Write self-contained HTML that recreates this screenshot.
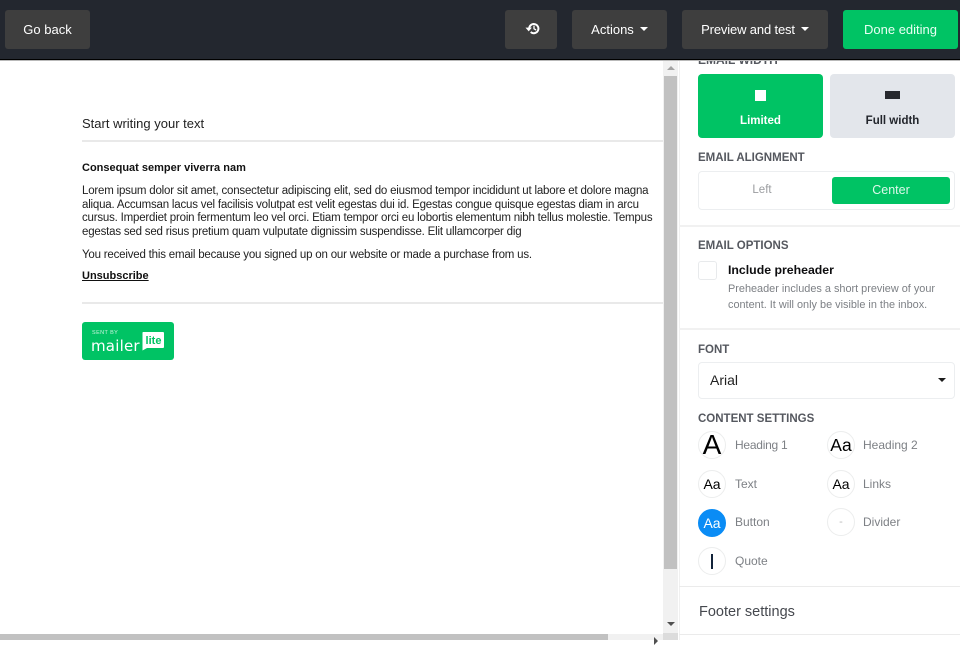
<!DOCTYPE html>
<html lang="en">
<head>
<meta charset="utf-8">
<title>Editor</title>
<style>
html,body{margin:0;padding:0;background:#fff;}
body{position:relative;width:960px;height:640px;overflow:hidden;font-family:"Liberation Sans",Arial,sans-serif;}
.a{position:absolute;white-space:nowrap;}
.btn{position:absolute;top:10px;height:39px;background:#3e3e3e;border-radius:3px;color:#fff;font-size:13px;line-height:40px;text-align:center;}
.caret{display:inline-block;width:0;height:0;border-left:4.5px solid transparent;border-right:4.5px solid transparent;border-top:4.5px solid #fff;vertical-align:3px;margin-left:6px;}
.h{position:absolute;white-space:nowrap;font-size:11.5px;font-weight:bold;color:#55585f;line-height:14px;}
.sep{position:absolute;left:679px;width:281px;height:1px;background:#ebebeb;}
.c{position:absolute;width:26px;height:26px;border:1px solid #eceded;border-radius:50%;background:#fff;color:#000;text-align:center;line-height:26px;font-size:15px;overflow:hidden;}
.l{position:absolute;white-space:nowrap;font-size:12px;color:#7d8085;line-height:14px;}
.p{position:absolute;left:82px;white-space:nowrap;font-size:11.5px;letter-spacing:-.2px;line-height:13.6px;color:#222;}
</style>
</head>
<body>
<!-- clipped label sits under the top bar -->
<div class="h" style="left:698px;top:53px;font-size:12px;">EMAIL WIDTH</div>

<div class="a" style="left:0;top:0;width:960px;height:59px;background:#23272f;"></div>
<div class="a" style="left:0;top:59px;width:960px;height:1px;background:#000;"></div>
<div class="a" style="left:0;top:60px;width:960px;height:1px;background:#b9b9b9;"></div>

<div class="btn" style="left:5px;width:85px;">Go back</div>
<div class="btn" style="left:505px;width:52px;">
<svg width="15" height="13" viewBox="0 0 15 13" style="position:absolute;left:20px;top:12px;"><path d="M4.2 6.5a4.6 4.6 0 1 1 1.5 3.5" fill="none" stroke="#fff" stroke-width="2"/><path d="M0.5 5.6h6.4L3.7 9.4z" fill="#fff"/><path d="M9 3.6v3.2l2.1 1.2" fill="none" stroke="#fff" stroke-width="1.3"/></svg>
</div>
<div class="btn" style="left:572px;width:95px;">Actions<span class="caret"></span></div>
<div class="btn" style="left:682px;width:146px;letter-spacing:-.15px;">Preview and test<span class="caret"></span></div>
<div class="btn" style="left:843px;width:115px;background:#00c364;color:#e9fff4;">Done editing</div>

<!-- email content -->
<div class="a" style="left:82px;top:116px;font-size:13px;line-height:16px;color:#222;">Start writing your text</div>
<div class="a" style="left:82px;top:140px;width:581px;height:2px;background:#e9e9e9;"></div>
<div class="a" style="left:82px;top:161px;font-size:11px;line-height:14px;font-weight:bold;color:#111;">Consequat semper viverra nam</div>
<div class="p" style="top:185px;">Lorem ipsum dolor sit amet, consectetur adipiscing elit, sed do eiusmod tempor incididunt ut labore et dolore magna<br>aliqua. Accumsan lacus vel facilisis volutpat est velit egestas dui id. Egestas congue quisque egestas diam in arcu<br>cursus. Imperdiet proin fermentum leo vel orci. Etiam tempor orci eu lobortis elementum nibh tellus molestie. Tempus<br>egestas sed sed risus pretium quam vulputate dignissim suspendisse. Elit ullamcorper dig</div>
<div class="p" style="top:249px;">You received this email because you signed up on our website or made a purchase from us.</div>
<div class="a" style="left:82px;top:269px;font-size:11px;line-height:14px;font-weight:bold;color:#111;text-decoration:underline;">Unsubscribe</div>
<div class="a" style="left:82px;top:302px;width:581px;height:2px;background:#e9e9e9;"></div>

<!-- badge -->
<div class="a" style="left:82px;top:322px;width:92px;height:38px;background:#00c364;border-radius:3px;"></div>
<div class="a" style="left:92px;top:330px;font-size:5.5px;line-height:7px;color:#c9f3de;letter-spacing:.4px;">SENT BY</div>
<div class="a" style="left:91px;top:336px;line-height:20px;color:#fff;letter-spacing:.2px;font-family:'DejaVu Sans',sans-serif;font-size:15px;">mailer</div>
<svg class="a" style="left:141px;top:331px;" width="24" height="21" viewBox="0 0 24 21"><path d="M2 1h20a1 1 0 0 1 1 1v14a1 1 0 0 1-1 1H6l-4.500 2.500V2a1 1 0 0 1 .5-1z" fill="#fff"/><text x="12.500" y="13" font-family="Liberation Sans,sans-serif" font-size="11" font-weight="bold" fill="#00c364" text-anchor="middle">lite</text></svg>

<!-- vertical scrollbar -->
<div class="a" style="left:663px;top:61px;width:15px;height:572px;background:#f1f1f1;"></div>
<div class="a" style="left:664px;top:76px;width:13px;height:493px;background:#c1c1c1;"></div>
<div class="a" style="left:667px;top:66px;width:0;height:0;border-left:4px solid transparent;border-right:4px solid transparent;border-bottom:4px solid #a3a3a3;"></div>
<div class="a" style="left:667px;top:622px;width:0;height:0;border-left:4px solid transparent;border-right:4px solid transparent;border-top:4px solid #505050;"></div>
<!-- horizontal scrollbar -->
<div class="a" style="left:0;top:634px;width:663px;height:6px;background:#f1f1f1;"></div>
<div class="a" style="left:0;top:634px;width:608px;height:6px;background:#c1c1c1;"></div>
<div class="a" style="left:654px;top:637px;width:0;height:0;border-top:4px solid transparent;border-bottom:4px solid transparent;border-left:4px solid #505050;"></div>
<div class="a" style="left:663px;top:633px;width:15px;height:7px;background:#dcdcdc;"></div>
<div class="a" style="left:679px;top:61px;width:1px;height:579px;background:#f0f0f0;"></div>

<!-- sidebar -->
<div class="a" style="left:698px;top:74px;width:125px;height:64px;background:#00c364;border-radius:4px;"></div>
<div class="a" style="left:755px;top:90px;width:11px;height:11px;background:#fff;"></div>
<div class="a" style="left:698px;top:114px;width:125px;text-align:center;font-size:11.5px;font-weight:bold;line-height:14px;color:#fff;">Limited</div>
<div class="a" style="left:830px;top:74px;width:125px;height:64px;background:#e3e6eb;border-radius:4px;"></div>
<div class="a" style="left:885px;top:91px;width:15px;height:8px;background:#27292e;"></div>
<div class="a" style="left:830px;top:114px;width:125px;text-align:center;font-size:11.5px;font-weight:bold;line-height:14px;color:#23262c;">Full width</div>

<div class="h" style="left:698px;top:151px;">EMAIL ALIGNMENT</div>
<div class="a" style="left:698px;top:171px;width:255px;height:37px;border:1px solid #eceef0;border-radius:4px;"></div>
<div class="a" style="left:698px;top:183px;width:128px;text-align:center;font-size:11.5px;line-height:14px;color:#9a9c9f;">Left</div>
<div class="a" style="left:832px;top:177px;width:118px;height:27px;background:#00c364;border-radius:3px;color:#dcf8ea;font-size:12.5px;line-height:27px;text-align:center;">Center</div>

<div class="sep" style="top:225px;height:2px;background:#f1f1f1;"></div>

<div class="h" style="left:698px;top:239px;">EMAIL OPTIONS</div>
<div class="a" style="left:698px;top:261px;width:17px;height:17px;border:1px solid #e8eaec;border-radius:3px;"></div>
<div class="a" style="left:728px;top:263px;font-size:12.3px;font-weight:bold;line-height:15px;color:#0e0e10;">Include preheader</div>
<div class="a" style="left:728px;top:281px;font-size:10.9px;line-height:16px;color:#7d8085;">Preheader includes a short preview of your<br>content. It will only be visible in the inbox.</div>

<div class="sep" style="top:328px;height:2px;background:#f1f1f1;"></div>

<div class="h" style="left:698px;top:343px;">FONT</div>
<div class="a" style="left:698px;top:362px;width:255px;height:35px;border:1px solid #eceef0;border-radius:4px;"></div>
<div class="a" style="left:710px;top:372px;font-size:14px;line-height:16px;color:#222;">Arial</div>
<div class="a" style="left:938px;top:378px;width:0;height:0;border-left:4px solid transparent;border-right:4px solid transparent;border-top:4px solid #1c1c1c;"></div>

<div class="h" style="left:698px;top:412px;">CONTENT SETTINGS</div>

<div class="c" style="left:698px;top:431px;font-size:28px;">A</div>
<div class="l" style="left:735px;top:438px;letter-spacing:-.25px;">Heading 1</div>
<div class="c" style="left:827px;top:431px;font-size:17.5px;">Aa</div>
<div class="l" style="left:863px;top:438px;">Heading 2</div>

<div class="c" style="left:698px;top:470px;font-size:14px;">Aa</div>
<div class="l" style="left:735px;top:477px;">Text</div>
<div class="c" style="left:827px;top:470px;font-size:14px;">Aa</div>
<div class="l" style="left:863px;top:477px;">Links</div>

<div class="c" style="left:698px;top:509px;background:#0a8cf5;border-color:#0a8cf5;color:#fff;font-size:14px;">Aa</div>
<div class="l" style="left:735px;top:515px;">Button</div>
<div class="c" style="left:827px;top:508px;color:#bbb;font-size:11px;">-</div>
<div class="l" style="left:863px;top:515px;">Divider</div>

<div class="c" style="left:698px;top:547px;"></div>
<div class="a" style="left:711px;top:554px;width:1.5px;height:15px;background:#12233a;"></div>
<div class="l" style="left:735px;top:554px;">Quote</div>

<div class="sep" style="top:586px;height:1px;"></div>
<div class="a" style="left:699px;top:604px;font-size:14.5px;line-height:16px;color:#45484e;">Footer settings</div>
<div class="sep" style="top:634px;height:1px;"></div>
</body>
</html>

....

Aim ::
Determine how many lines of the listing above include the word "this", and report that number only.

Exercise output ::
2